--- start ---

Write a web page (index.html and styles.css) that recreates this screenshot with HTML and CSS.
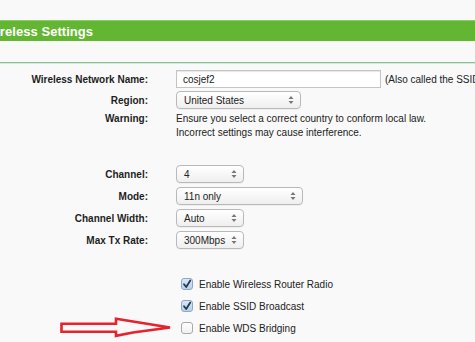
FILE: index.html
```html
<!DOCTYPE html>
<html>
<head>
<meta charset="utf-8">
<link rel="stylesheet" href="styles.css">
</head>
<body>
<div class="page">
  <div class="titlebar"><span class="title">Wireless Settings</span></div>
  <div class="rule"></div>
  <div class="form">
    <div class="label">Wireless Network Name:</div>
    <div class="value"><div class="textbox">cosjef2</div><span class="note">(Also called the SSID)</span></div>

    <div class="label">Region:</div>
    <div class="value"><div class="select w-region"><span>United States</span><svg class="arr" width="6" height="10" viewBox="0 0 6 10"><path d="M3 1 L5.5 4 H0.5 Z M3 9 L5.5 6 H0.5 Z" fill="#777"/></svg></div></div>

    <div class="label warn-label">Warning:</div>
    <div class="value warn">Ensure you select a correct country to conform local law.<br>Incorrect settings may cause interference.</div>
  </div>

  <div class="form form2">
    <div class="label">Channel:</div>
    <div class="value"><div class="select w-small"><span>4</span><svg class="arr" width="6" height="10" viewBox="0 0 6 10"><path d="M3 1 L5.5 4 H0.5 Z M3 9 L5.5 6 H0.5 Z" fill="#777"/></svg></div></div>

    <div class="label">Mode:</div>
    <div class="value"><div class="select w-mode"><span>11n only</span><svg class="arr" width="6" height="10" viewBox="0 0 6 10"><path d="M3 1 L5.5 4 H0.5 Z M3 9 L5.5 6 H0.5 Z" fill="#777"/></svg></div></div>

    <div class="label">Channel Width:</div>
    <div class="value"><div class="select w-small"><span>Auto</span><svg class="arr" width="6" height="10" viewBox="0 0 6 10"><path d="M3 1 L5.5 4 H0.5 Z M3 9 L5.5 6 H0.5 Z" fill="#777"/></svg></div></div>

    <div class="label">Max Tx Rate:</div>
    <div class="value"><div class="select w-small"><span>300Mbps</span><svg class="arr" width="6" height="10" viewBox="0 0 6 10"><path d="M3 1 L5.5 4 H0.5 Z M3 9 L5.5 6 H0.5 Z" fill="#777"/></svg></div></div>
  </div>

  <div class="checks">
    <div class="check"><span class="box on"><svg width="10" height="10" viewBox="0 0 10 10"><path d="M2 5.2 L4.2 8 L8.3 1.5" fill="none" stroke="#2b3a4a" stroke-width="1.8" stroke-linecap="round" stroke-linejoin="round"/></svg></span>Enable Wireless Router Radio</div>
    <div class="check"><span class="box on"><svg width="10" height="10" viewBox="0 0 10 10"><path d="M2 5.2 L4.2 8 L8.3 1.5" fill="none" stroke="#2b3a4a" stroke-width="1.8" stroke-linecap="round" stroke-linejoin="round"/></svg></span>Enable SSID Broadcast</div>
    <div class="check"><span class="box"></span>Enable WDS Bridging</div>
  </div>

  <svg class="redarrow" width="120" height="28" viewBox="56 314 120 28">
    <path d="M61.5 323.8 H116 V318.8 L133 321.5 L170 327.5 L133 332.5 L116 335.8 V331.8 H61.5 Z" fill="none" stroke="#e4232c" stroke-width="2.6" stroke-linejoin="miter"/>
  </svg>
</div>
</body>
</html>
```
FILE: styles.css
```css
html, body {
  margin: 0;
  padding: 0;
}
body {
  background: #f9f9f9;
  font-family: "Liberation Sans", Arial, Helvetica, sans-serif;
  color: #222;
  width: 475px;
  height: 342px;
  overflow: hidden;
}
.page {
  position: relative;
  padding-top: 20px;
  height: 322px;
}
.titlebar {
  height: 21px;
  background: #63b632;
  border-top: 1px solid #8ccc66;
  box-sizing: border-box;
  display: flex;
  align-items: center;
}
.title {
  color: #fff;
  font-weight: bold;
  font-size: 13px;
  margin-left: -16px;
  white-space: nowrap;
  letter-spacing: 0.05px;
}
.rule {
  margin-top: 21px;
  height: 1px;
  background: #86c095;
  box-shadow: 0 1px 0 #d7ead9;
}
.form {
  display: grid;
  grid-template-columns: 148px 1fr;
  column-gap: 28px;
  row-gap: 3px;
  margin-top: 7px;
  font-size: 10px;
  align-items: center;
}
.label {
  text-align: right;
  font-weight: bold;
  color: #1e1e1e;
  white-space: nowrap;
}
.value {
  display: flex;
  align-items: center;
  white-space: nowrap;
  height: 18px;
}
.textbox {
  width: 205px;
  height: 18px;
  box-sizing: border-box;
  border: 1px solid #c4c4c4;
  background: #fff;
  box-shadow: inset 0 1px 1px #e6e6e6;
  padding-left: 6px;
  display: flex;
  align-items: center;
  color: #222;
}
.note {
  margin-left: 4px;
  color: #222;
}
.select {
  height: 18px;
  box-sizing: border-box;
  border: 1px solid #b9b9b9;
  border-radius: 4px;
  background: linear-gradient(#ffffff, #efefef);
  box-shadow: 0 1px 0 rgba(0,0,0,0.04);
  display: flex;
  align-items: center;
  justify-content: space-between;
  padding: 0 6px 0 7px;
  color: #222;
}
.w-region { width: 125px; }
.w-mode { width: 127px; }
.w-small { width: 68px; }
.arr { display: block; }
.warn-label {
  align-self: start;
  line-height: 14px;
}
.warn {
  height: auto;
  display: block;
  line-height: 14px;
  color: #222;
  align-self: start;
}
.form2 {
  margin-top: 25px;
  row-gap: 4px;
}
.checks {
  margin-top: 24px;
  padding-left: 181px;
  font-size: 10px;
  color: #222;
}
.check {
  height: 22px;
  display: flex;
  align-items: center;
}
.box {
  width: 12px;
  height: 12px;
  box-sizing: border-box;
  border: 1px solid #a9a9a9;
  border-radius: 3px;
  background: linear-gradient(#ffffff, #f0f0f0);
  margin-right: 6px;
  display: flex;
  align-items: center;
  justify-content: center;
}
.box.on {
  background: linear-gradient(#d9e8f8, #b8d1ee);
  border-color: #8ea7c4;
}
.redarrow {
  position: absolute;
  left: 56px;
  top: 314px;
}
```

--- end ---

Repeat the data above exactly, but not the pictures.

_Worked solution_
Write a web page (index.html and styles.css) that recreates this screenshot with HTML and CSS.
FILE: index.html
```html
<!DOCTYPE html>
<html>
<head>
<meta charset="utf-8">
<link rel="stylesheet" href="styles.css">
</head>
<body>
<div class="page">
  <div class="titlebar"><span class="title">Wireless Settings</span></div>
  <div class="rule"></div>
  <div class="form">
    <div class="label">Wireless Network Name:</div>
    <div class="value"><div class="textbox">cosjef2</div><span class="note">(Also called the SSID)</span></div>

    <div class="label">Region:</div>
    <div class="value"><div class="select w-region"><span>United States</span><svg class="arr" width="6" height="10" viewBox="0 0 6 10"><path d="M3 1 L5.5 4 H0.5 Z M3 9 L5.5 6 H0.5 Z" fill="#777"/></svg></div></div>

    <div class="label warn-label">Warning:</div>
    <div class="value warn">Ensure you select a correct country to conform local law.<br>Incorrect settings may cause interference.</div>
  </div>

  <div class="form form2">
    <div class="label">Channel:</div>
    <div class="value"><div class="select w-small"><span>4</span><svg class="arr" width="6" height="10" viewBox="0 0 6 10"><path d="M3 1 L5.5 4 H0.5 Z M3 9 L5.5 6 H0.5 Z" fill="#777"/></svg></div></div>

    <div class="label">Mode:</div>
    <div class="value"><div class="select w-mode"><span>11n only</span><svg class="arr" width="6" height="10" viewBox="0 0 6 10"><path d="M3 1 L5.5 4 H0.5 Z M3 9 L5.5 6 H0.5 Z" fill="#777"/></svg></div></div>

    <div class="label">Channel Width:</div>
    <div class="value"><div class="select w-small"><span>Auto</span><svg class="arr" width="6" height="10" viewBox="0 0 6 10"><path d="M3 1 L5.5 4 H0.5 Z M3 9 L5.5 6 H0.5 Z" fill="#777"/></svg></div></div>

    <div class="label">Max Tx Rate:</div>
    <div class="value"><div class="select w-small"><span>300Mbps</span><svg class="arr" width="6" height="10" viewBox="0 0 6 10"><path d="M3 1 L5.5 4 H0.5 Z M3 9 L5.5 6 H0.5 Z" fill="#777"/></svg></div></div>
  </div>

  <div class="checks">
    <div class="check"><span class="box on"><svg width="10" height="10" viewBox="0 0 10 10"><path d="M2 5.2 L4.2 8 L8.3 1.5" fill="none" stroke="#2b3a4a" stroke-width="1.8" stroke-linecap="round" stroke-linejoin="round"/></svg></span>Enable Wireless Router Radio</div>
    <div class="check"><span class="box on"><svg width="10" height="10" viewBox="0 0 10 10"><path d="M2 5.2 L4.2 8 L8.3 1.5" fill="none" stroke="#2b3a4a" stroke-width="1.8" stroke-linecap="round" stroke-linejoin="round"/></svg></span>Enable SSID Broadcast</div>
    <div class="check"><span class="box"></span>Enable WDS Bridging</div>
  </div>

  <svg class="redarrow" width="120" height="28" viewBox="56 314 120 28">
    <path d="M61.5 323.8 H116 V318.8 L133 321.5 L170 327.5 L133 332.5 L116 335.8 V331.8 H61.5 Z" fill="none" stroke="#e4232c" stroke-width="2.6" stroke-linejoin="miter"/>
  </svg>
</div>
</body>
</html>
```
FILE: styles.css
```css
html, body {
  margin: 0;
  padding: 0;
}
body {
  background: #f9f9f9;
  font-family: "Liberation Sans", Arial, Helvetica, sans-serif;
  color: #222;
  width: 475px;
  height: 342px;
  overflow: hidden;
}
.page {
  position: relative;
  padding-top: 20px;
  height: 322px;
}
.titlebar {
  height: 21px;
  background: #63b632;
  border-top: 1px solid #8ccc66;
  box-sizing: border-box;
  display: flex;
  align-items: center;
}
.title {
  color: #fff;
  font-weight: bold;
  font-size: 13px;
  margin-left: -16px;
  white-space: nowrap;
  letter-spacing: 0.05px;
}
.rule {
  margin-top: 21px;
  height: 1px;
  background: #86c095;
  box-shadow: 0 1px 0 #d7ead9;
}
.form {
  display: grid;
  grid-template-columns: 148px 1fr;
  column-gap: 28px;
  row-gap: 3px;
  margin-top: 7px;
  font-size: 10px;
  align-items: center;
}
.label {
  text-align: right;
  font-weight: bold;
  color: #1e1e1e;
  white-space: nowrap;
}
.value {
  display: flex;
  align-items: center;
  white-space: nowrap;
  height: 18px;
}
.textbox {
  width: 205px;
  height: 18px;
  box-sizing: border-box;
  border: 1px solid #c4c4c4;
  background: #fff;
  box-shadow: inset 0 1px 1px #e6e6e6;
  padding-left: 6px;
  display: flex;
  align-items: center;
  color: #222;
}
.note {
  margin-left: 4px;
  color: #222;
}
.select {
  height: 18px;
  box-sizing: border-box;
  border: 1px solid #b9b9b9;
  border-radius: 4px;
  background: linear-gradient(#ffffff, #efefef);
  box-shadow: 0 1px 0 rgba(0,0,0,0.04);
  display: flex;
  align-items: center;
  justify-content: space-between;
  padding: 0 6px 0 7px;
  color: #222;
}
.w-region { width: 125px; }
.w-mode { width: 127px; }
.w-small { width: 68px; }
.arr { display: block; }
.warn-label {
  align-self: start;
  line-height: 14px;
}
.warn {
  height: auto;
  display: block;
  line-height: 14px;
  color: #222;
  align-self: start;
}
.form2 {
  margin-top: 25px;
  row-gap: 4px;
}
.checks {
  margin-top: 24px;
  padding-left: 181px;
  font-size: 10px;
  color: #222;
}
.check {
  height: 22px;
  display: flex;
  align-items: center;
}
.box {
  width: 12px;
  height: 12px;
  box-sizing: border-box;
  border: 1px solid #a9a9a9;
  border-radius: 3px;
  background: linear-gradient(#ffffff, #f0f0f0);
  margin-right: 6px;
  display: flex;
  align-items: center;
  justify-content: center;
}
.box.on {
  background: linear-gradient(#d9e8f8, #b8d1ee);
  border-color: #8ea7c4;
}
.redarrow {
  position: absolute;
  left: 56px;
  top: 314px;
}
```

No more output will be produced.